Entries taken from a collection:
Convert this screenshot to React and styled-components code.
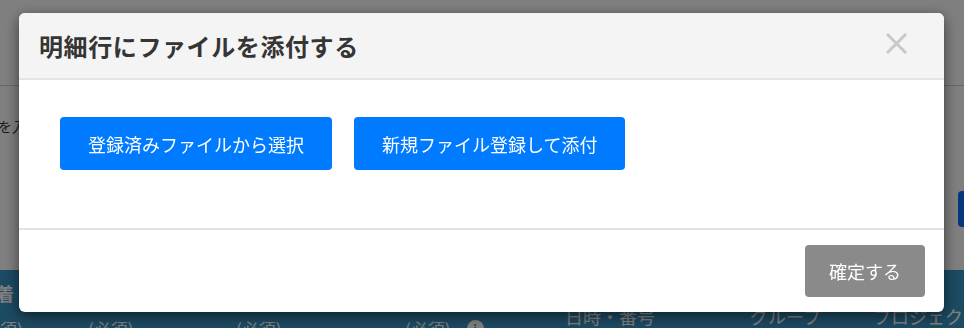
import styled, { createGlobalStyle } from 'styled-components'

const GlobalStyle = createGlobalStyle`
  body {
    margin: 0;
    font-family: 'Noto Sans CJK JP', 'Noto Sans', sans-serif;
  }
`

const headCols = [
  { top: '着', sub: '須)' },
  { top: '', sub: '(必須)' },
  { top: '', sub: '(必須)' },
  { top: '', sub: '(必須)', info: true },
  { top: '', main: '日時・番号' },
  { top: '', main: 'グループ' },
  { top: '', main: 'プロジェクト' }
]

export default function App() {
  return (
    <>
      <GlobalStyle />
      <Page>
        <TopBar />
        <Content>
          <Hint>を入</Hint>
          <ActionRow>
            <PageButton>追加</PageButton>
          </ActionRow>
        </Content>
        <TableHead>
          {headCols.map((c, i) => (
            <HeadCell key={i}>
              <HeadTop>{c.top}</HeadTop>
              {c.main && <HeadMain>{c.main}</HeadMain>}
              {c.sub && (
                <HeadSub>
                  {c.sub}
                  {c.info && <InfoDot>i</InfoDot>}
                </HeadSub>
              )}
            </HeadCell>
          ))}
        </TableHead>
      </Page>

      <Overlay>
        <Modal>
          <Header>
            <Title>明細行にファイルを添付する</Title>
            <CloseButton aria-label="閉じる">
              <svg width="21" height="21" viewBox="0 0 21 21">
                <path
                  d="M2 2 L19 19 M19 2 L2 19"
                  stroke="#c8c8c8"
                  strokeWidth="3"
                  strokeLinecap="square"
                />
              </svg>
            </CloseButton>
          </Header>
          <Body>
            <PrimaryButton>登録済みファイルから選択</PrimaryButton>
            <PrimaryButton>新規ファイル登録して添付</PrimaryButton>
          </Body>
          <Footer>
            <ConfirmButton>確定する</ConfirmButton>
          </Footer>
        </Modal>
      </Overlay>
    </>
  )
}

const Page = styled.div`
  width: 964px;
  height: 328px;
  overflow: hidden;
  background: #fff;
  display: flex;
  flex-direction: column;
`

const TopBar = styled.div`
  height: 85px;
  border-bottom: 1px solid #cfcfcf;
  flex-shrink: 0;
`

const Content = styled.div`
  height: 184px;
  display: flex;
  flex-direction: column;
  flex-shrink: 0;
`

const Hint = styled.div`
  margin-top: 30px;
  font-size: 14px;
  color: #333;
  margin-left: -2px;
`

const ActionRow = styled.div`
  display: flex;
  justify-content: flex-end;
  margin-top: 55px;
  margin-right: -60px;
`

const PageButton = styled.div`
  width: 66px;
  height: 36px;
  background: #0d6efd;
  border-radius: 4px;
  color: #fff;
  display: flex;
  align-items: center;
  justify-content: center;
`

const TableHead = styled.div`
  flex: 1;
  background: #3894c4;
  display: grid;
  grid-template-columns: 88px 148px 169px 160px 185px 123px 1fr;
  margin-left: -24px;
  padding-left: 24px;
  color: #fff;
  overflow: hidden;
`

const HeadCell = styled.div`
  display: flex;
  flex-direction: column;
  white-space: nowrap;
`

const HeadTop = styled.div`
  height: 36px;
  font-size: 18px;
  font-weight: 700;
  padding-top: 10px;
  box-sizing: border-box;
  margin-left: -4px;
`

const HeadMain = styled.div`
  font-size: 18px;
  margin-top: -3px;
`

const HeadSub = styled.div`
  font-size: 17px;
  margin-top: 10px;
  display: flex;
  align-items: center;
  gap: 16px;
`

const InfoDot = styled.span`
  width: 17px;
  height: 17px;
  border-radius: 50%;
  background: #fff;
  color: #3894c4;
  font-size: 12px;
  font-weight: 700;
  display: inline-flex;
  align-items: center;
  justify-content: center;
`

const Overlay = styled.div`
  position: fixed;
  inset: 0;
  background: rgba(0, 0, 0, 0.5);
  display: flex;
  justify-content: center;
  align-items: flex-start;
  padding-top: 13px;
`

const Modal = styled.div`
  width: 925px;
  margin-left: -1px;
  background: #fff;
  border-radius: 6px;
  box-shadow: 0 4px 14px rgba(0, 0, 0, 0.55);
  display: flex;
  flex-direction: column;
`

const Header = styled.div`
  height: 65px;
  padding: 0 37px 0 20px;
  background: #f4f4f4;
  border-bottom: 2px solid #e4e4e4;
  border-radius: 6px 6px 0 0;
  display: flex;
  align-items: center;
  justify-content: space-between;
`

const Title = styled.h4`
  margin: 0;
  font-size: 24px;
  font-weight: 700;
  letter-spacing: 0.6px;
  color: #353535;
`

const CloseButton = styled.button`
  border: none;
  background: none;
  padding: 0;
  margin-bottom: 5px;
  display: flex;
  cursor: pointer;
`

const Body = styled.div`
  height: 148px;
  box-sizing: border-box;
  padding: 37px 41px 0;
  display: flex;
  align-items: flex-start;
  gap: 22px;
`

const PrimaryButton = styled.button`
  height: 53px;
  padding: 0 28px;
  border: none;
  border-radius: 4px;
  background: #007bff;
  color: #fff;
  font-family: inherit;
  font-size: 18px;
  cursor: pointer;
`

const Footer = styled.div`
  border-top: 2px solid #e4e4e4;
  padding: 15px 19px;
  display: flex;
  justify-content: flex-end;
`

const ConfirmButton = styled.button`
  height: 52px;
  padding: 0 24px;
  border: none;
  border-radius: 4px;
  background: #8a8a8a;
  color: #fff;
  font-family: inherit;
  font-size: 18px;
  cursor: pointer;
`
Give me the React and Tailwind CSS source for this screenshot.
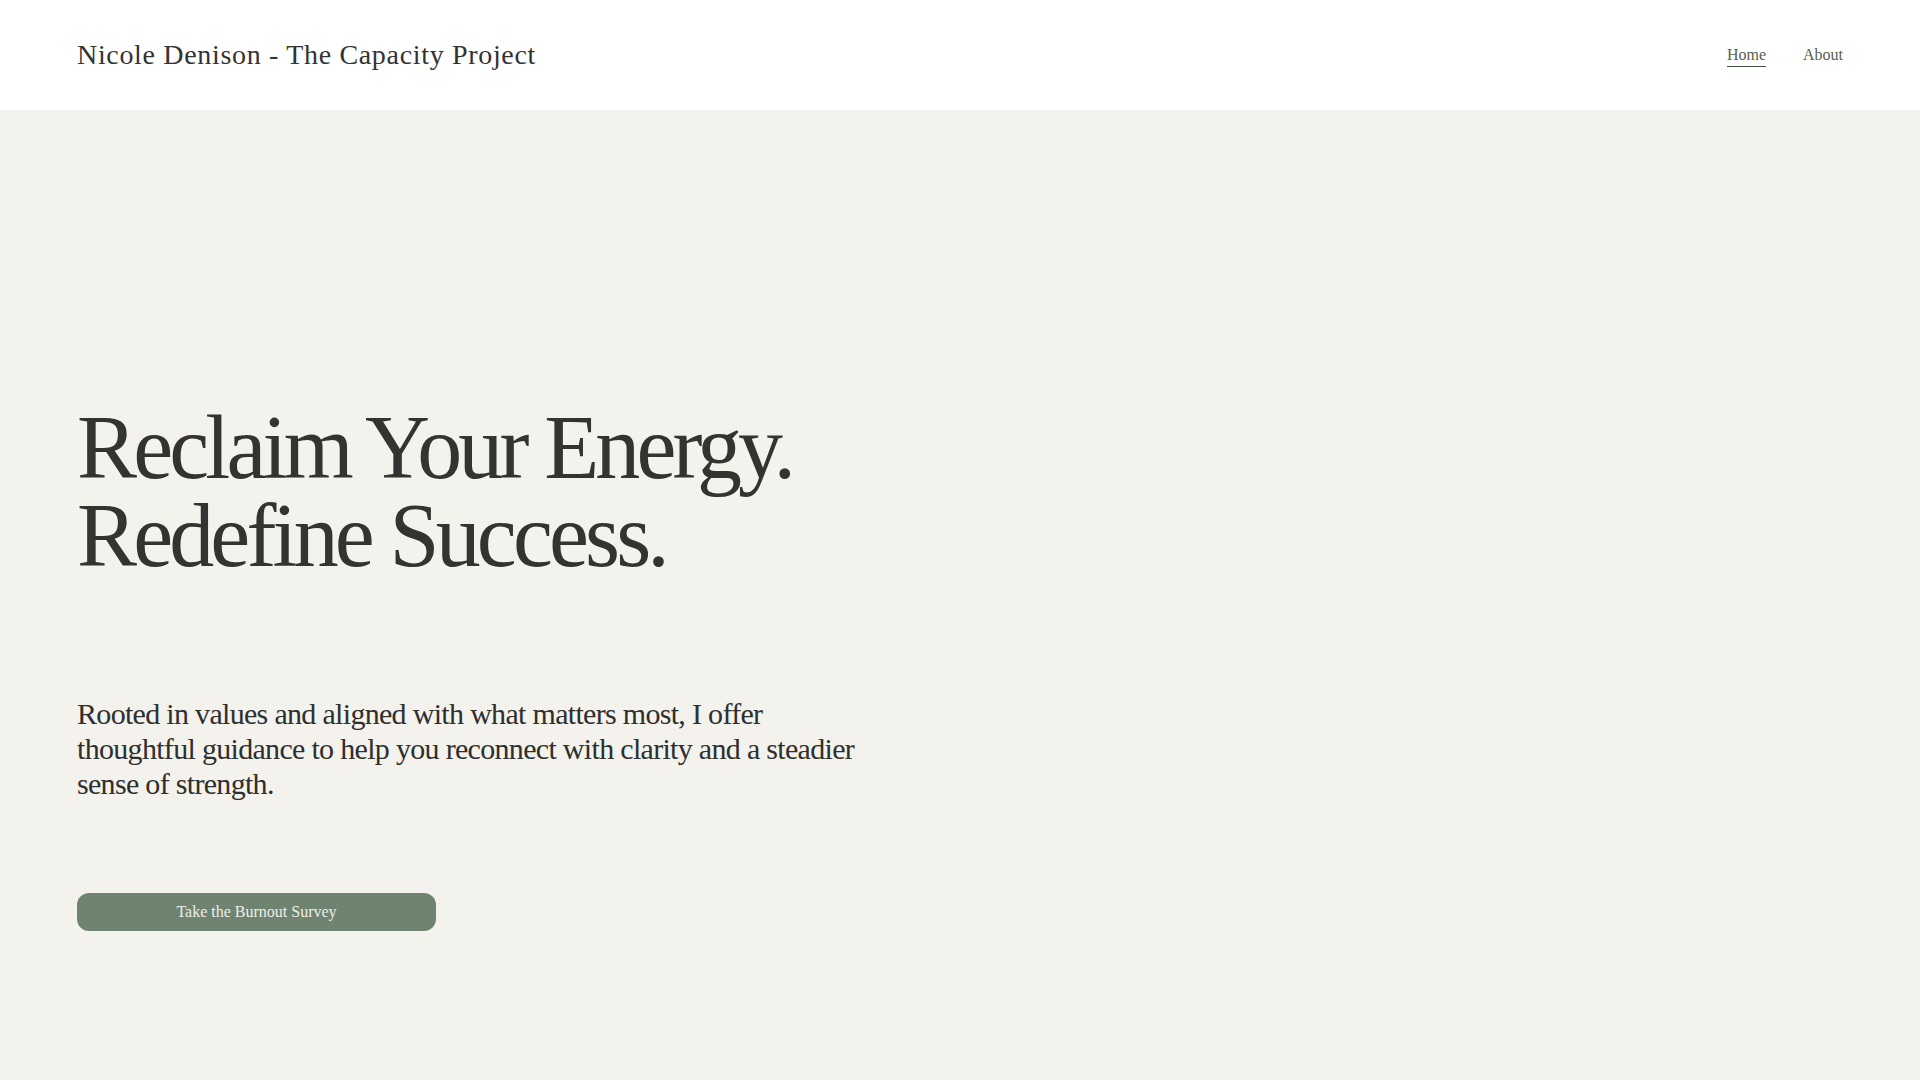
import React from 'react';

const App = () => {
  return (
    <div className="min-h-screen bg-[#f3f2ed] flex flex-col font-['Liberation_Serif',serif] text-[#333331]">
      {/* Header */}
      <header className="h-[110px] bg-white flex items-center justify-between px-[77px]">
        <a href="#" className="text-[28px] tracking-[0.024em] text-[#333331] leading-none">
          Nicole Denison - The Capacity Project
        </a>
        <nav className="flex items-center gap-[37px] text-[16px] text-[#55614f]">
          <a href="#" className="border-b border-[#45543f] pb-[1px] leading-[20px] mt-[2px]">Home</a>
          <a href="#" className="pb-[1px] leading-[20px] mt-[2px] border-b border-transparent">About</a>
        </nav>
      </header>

      {/* Hero */}
      <main className="flex-1 px-[77px] pt-[294px] pb-[149px]">
        <h1 className="text-[90px] leading-[88px] tracking-[-0.043em] text-[#333331]">
          Reclaim Your Energy.
          <br />
          Redefine Success.
        </h1>

        <p className="mt-[116px] max-w-[800px] text-[30px] leading-[35px] tracking-[-0.023em] text-[#2f2f2d]">
          Rooted in values and aligned with what matters most, I offer thoughtful guidance to help you reconnect with clarity and a steadier sense of strength.
        </p>

        <button className="mt-[92px] w-[359px] h-[38px] rounded-xl bg-[#6e8471] text-[#efede6] text-[16px] flex items-center justify-center">
          Take the Burnout Survey
        </button>
      </main>
    </div>
  );
};

export default App;
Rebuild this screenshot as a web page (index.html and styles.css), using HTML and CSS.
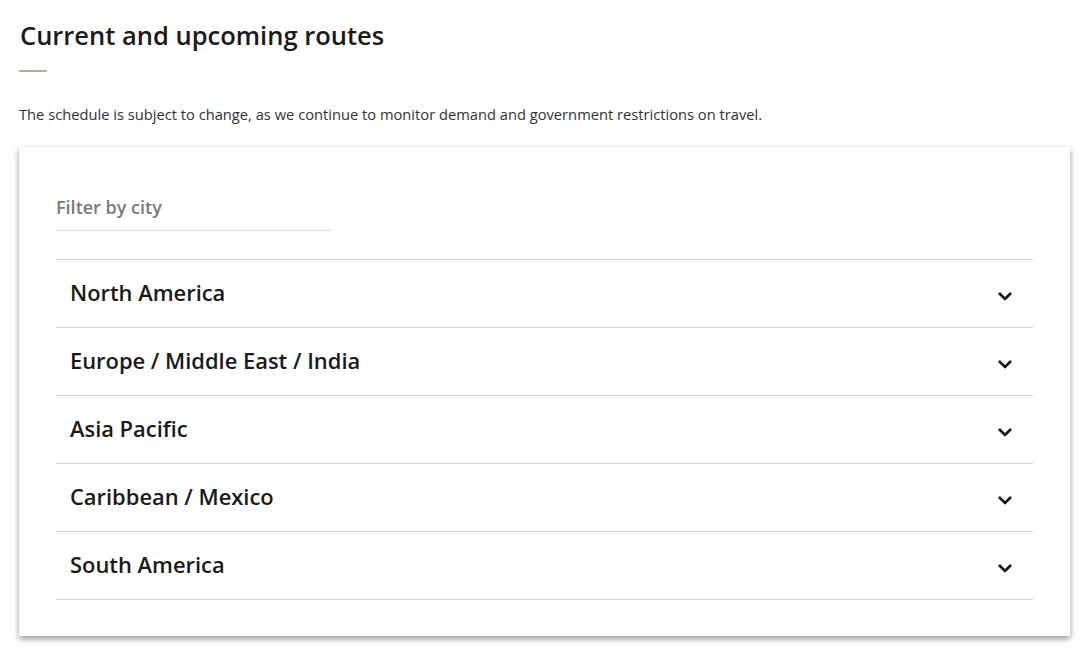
FILE: index.html
```html
<!DOCTYPE html>
<html lang="en">
  <head>
    <meta charset="utf-8" />
    <meta name="viewport" content="width=device-width, initial-scale=1.0" />
    <title>Current and upcoming routes</title>
    <link rel="stylesheet" href="styles.css">
  </head>
  <body>
    <div class="content">
      <h1 class="title">Current and upcoming routes</h1>
      <div class="accent-line"></div>
      <p class="intro">The schedule is subject to change, as we continue to monitor demand and government restrictions on travel.</p>
      <div class="routes-card">
        <div class="filter">
          <input type="text" class="filter-input" placeholder="Filter by city" />
        </div>
        <div class="accordion">
          <div class="accordion-row">
            <span class="region">North America</span>
            <svg class="chevron" viewBox="0 0 16 10" width="16" height="10"><path d="M2 2 L8 8 L14 2" /></svg>
          </div>
          <div class="accordion-row">
            <span class="region">Europe / Middle East / India</span>
            <svg class="chevron" viewBox="0 0 16 10" width="16" height="10"><path d="M2 2 L8 8 L14 2" /></svg>
          </div>
          <div class="accordion-row">
            <span class="region">Asia Pacific</span>
            <svg class="chevron" viewBox="0 0 16 10" width="16" height="10"><path d="M2 2 L8 8 L14 2" /></svg>
          </div>
          <div class="accordion-row">
            <span class="region">Caribbean / Mexico</span>
            <svg class="chevron" viewBox="0 0 16 10" width="16" height="10"><path d="M2 2 L8 8 L14 2" /></svg>
          </div>
          <div class="accordion-row">
            <span class="region">South America</span>
            <svg class="chevron" viewBox="0 0 16 10" width="16" height="10"><path d="M2 2 L8 8 L14 2" /></svg>
          </div>
        </div>
      </div>
    </div>
  </body>
</html>
```

FILE: styles.css
```css
:root {
  --main-text-color: #111111;
  --body-text-color: #333333;
  --accent-color: #c2ad92;
  --line-color: #d6d6d6;
  --muted-color: #7a7a7a;
}

* {
  box-sizing: border-box;
}

html,
body {
  background-color: #ffffff;
}

body {
  margin: 0;
  min-height: 659px;
  font-family: "Open Sans", "Noto Sans", sans-serif;
  color: var(--main-text-color);
}

.content {
  padding: 17px 10px 23px 19px;
}

.title {
  margin: 0 0 0 1px;
  font-size: 25.5px;
  font-weight: 600;
  line-height: 36px;
  color: #1a1a1a;
}

.accent-line {
  width: 28px;
  height: 2px;
  margin: 17px 0 0 0;
  background-color: var(--accent-color);
}

.intro {
  margin: 32px 0 0 0;
  font-size: 14.7px;
  line-height: 20px;
  color: var(--body-text-color);
}

.routes-card {
  margin-top: 23px;
  width: 1051px;
  background: #ffffff;
  box-shadow: 0 3px 6px rgba(0, 0, 0, 0.4);
  padding: 37px 37px 36px 37px;
}

.filter {
  width: 275px;
  border-bottom: 1px solid var(--line-color);
  padding: 10px 0 10px 0;
}

.filter-input {
  width: 100%;
  border: none;
  outline: none;
  padding: 0;
  font-family: inherit;
  font-size: 18px;
  font-weight: 600;
  line-height: 26px;
  color: var(--muted-color);
  background: none;
}

.filter-input::placeholder {
  color: var(--muted-color);
}

.accordion {
  margin-top: 28px;
  border-top: 1px solid var(--line-color);
}

.accordion-row {
  display: flex;
  align-items: center;
  justify-content: space-between;
  height: 68px;
  padding: 0 20px 0 14px;
  border-bottom: 1px solid var(--line-color);
}

.region {
  font-size: 21.9px;
  font-weight: 600;
  color: #1a1a1a;
  margin-top: -2px;
}

.chevron {
  fill: none;
  stroke: var(--main-text-color);
  stroke-width: 2.6;
  margin-top: 4px;
}
```
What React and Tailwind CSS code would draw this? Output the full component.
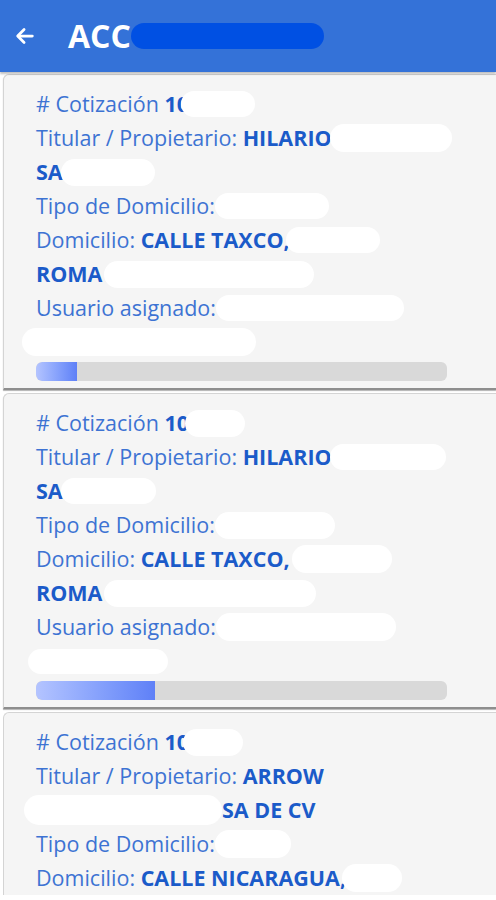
import { useState } from "react"

const Blot = ({ w, h = 26, className = "" }) => (
    <span
        className={`inline-block align-middle bg-white rounded-full ${className}`}
        style={{ width: w, height: h }}
    ></span>
)

const Line = ({ children }) => (
    <div className="h-[34px] flex items-center whitespace-nowrap">{children}</div>
)

const Label = ({ children }) => <span className="text-[#3d73d3]">{children}</span>
const Value = ({ children }) => <span className="font-bold text-[#1b5bc9]">{children}</span>

const Progress = ({ pct }) => (
    <div className="mt-[3px] h-[19px] w-[411px] rounded-md bg-[#d9d9d9] overflow-hidden">
        <div
            className="h-full rounded-l-md bg-gradient-to-r from-[#b4c4ff] to-[#5f80f7]"
            style={{ width: `${pct}%` }}
        ></div>
    </div>
)

const Card = ({ children, pct, last }) => (
    <div className={`ml-[3px] rounded-tl-md border-l border-t border-[#d4d4d4] bg-[#f5f5f5] pl-[32px] pt-[12px] ${last ? "" : "pb-[7px] border-b-2 border-b-[#8e8e8e] shadow-[0_1px_1px_rgba(0,0,0,0.3)] mb-[3px]"}`}>
        {children}
        {pct !== undefined ? <Progress pct={pct} /> : null}
    </div>
)

const App = () => {
    const [cards] = useState([1, 2, 3])
    return (
        <div className="w-[496px] h-[900px] overflow-hidden bg-white" style={{ fontFamily: '"Open Sans", "Noto Sans", sans-serif' }}>
            <div className="relative z-10 h-[72px] bg-[#3472d8] flex items-center shadow-[0_2px_2px_rgba(0,0,0,0.25)]">
                <svg className="ml-[14px]" width="22" height="22" viewBox="0 0 24 24" fill="none" stroke="white" strokeWidth="3" strokeLinecap="round" strokeLinejoin="round">
                    <path d="M20 12H5" />
                    <path d="M11 5l-7 7 7 7" />
                </svg>
                <span className="ml-[32px] text-white font-bold text-[32px] leading-none">ACC</span>
                <span className="ml-[0px] inline-block h-[26px] w-[193px] rounded-full bg-[#0050e3]"></span>
            </div>

            <div className="pt-[2px] text-[21.5px]">
                <Card pct={10}>
                    <Line><Label>#&nbsp;Cotización&nbsp;</Label><Value>10</Value><Blot w={74} className="-ml-[8px]" /></Line>
                    <Line><Label>Titular / Propietario:&nbsp;</Label><Value>HILARIO</Value><Blot w={122} h={28} className="-ml-[2px]" /></Line>
                    <Line><Value>SA</Value><Blot w={94} h={27} className="ml-[-2px]" /></Line>
                    <Line><Label>Tipo de Domicilio:</Label><Blot w={114} /></Line>
                    <Line><Label>Domicilio:&nbsp;</Label><Value>CALLE TAXCO,</Value><Blot w={94} className="-ml-[4px]" /></Line>
                    <Line><Value>ROMA</Value><Blot w={210} h={27} className="ml-[2px]" /></Line>
                    <Line><Label>Usuario asignado:</Label><Blot w={188} /></Line>
                    <Line><Blot w={234} h={28} className="-ml-[14px]" /></Line>
                </Card>
                <Card pct={29}>
                    <Line><Label>#&nbsp;Cotización&nbsp;</Label><Value>10</Value><Blot w={60} h={27} className="-ml-[4px]" /></Line>
                    <Line><Label>Titular / Propietario:&nbsp;</Label><Value>HILARIO</Value><Blot w={116} className="-ml-[2px]" /></Line>
                    <Line><Value>SA</Value><Blot w={95} className="ml-[-2px]" /></Line>
                    <Line><Label>Tipo de Domicilio:</Label><Blot w={120} h={27} /></Line>
                    <Line><Label>Domicilio:&nbsp;</Label><Value>CALLE TAXCO,</Value><Blot w={100} h={28} className="ml-[2px]" /></Line>
                    <Line><Value>ROMA</Value><Blot w={212} h={27} className="ml-[2px]" /></Line>
                    <Line><Label>Usuario asignado:</Label><Blot w={180} h={28} /></Line>
                    <Line><Blot w={140} h={25} className="-ml-[8px]" /></Line>
                </Card>
                <Card last>
                    <Line><Label>#&nbsp;Cotización&nbsp;</Label><Value>10</Value><Blot w={60} h={27} className="-ml-[6px]" /></Line>
                    <Line><Label>Titular / Propietario:&nbsp;</Label><Value>ARROW</Value></Line>
                    <Line><Blot w={198} h={30} className="-ml-[12px]" /><Value>SA DE CV</Value></Line>
                    <Line><Label>Tipo de Domicilio:</Label><Blot w={76} h={28} /></Line>
                    <Line><Label>Domicilio:&nbsp;</Label><Value>CALLE NICARAGUA,</Value><Blot w={60} h={28} className="-ml-[4px]" /></Line>
                </Card>
            </div>
        </div>
    )
}

export default App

--- AIM ---
Begin with the line that contains "Give me the", end with the line that contains "import React from 'react';", and set down every line in that range exactly as it stands, minus the pictures.

--- ANSWER TO THIS PROBLEM ---
Give me the React and Tailwind CSS source for this screenshot.
import React from 'react';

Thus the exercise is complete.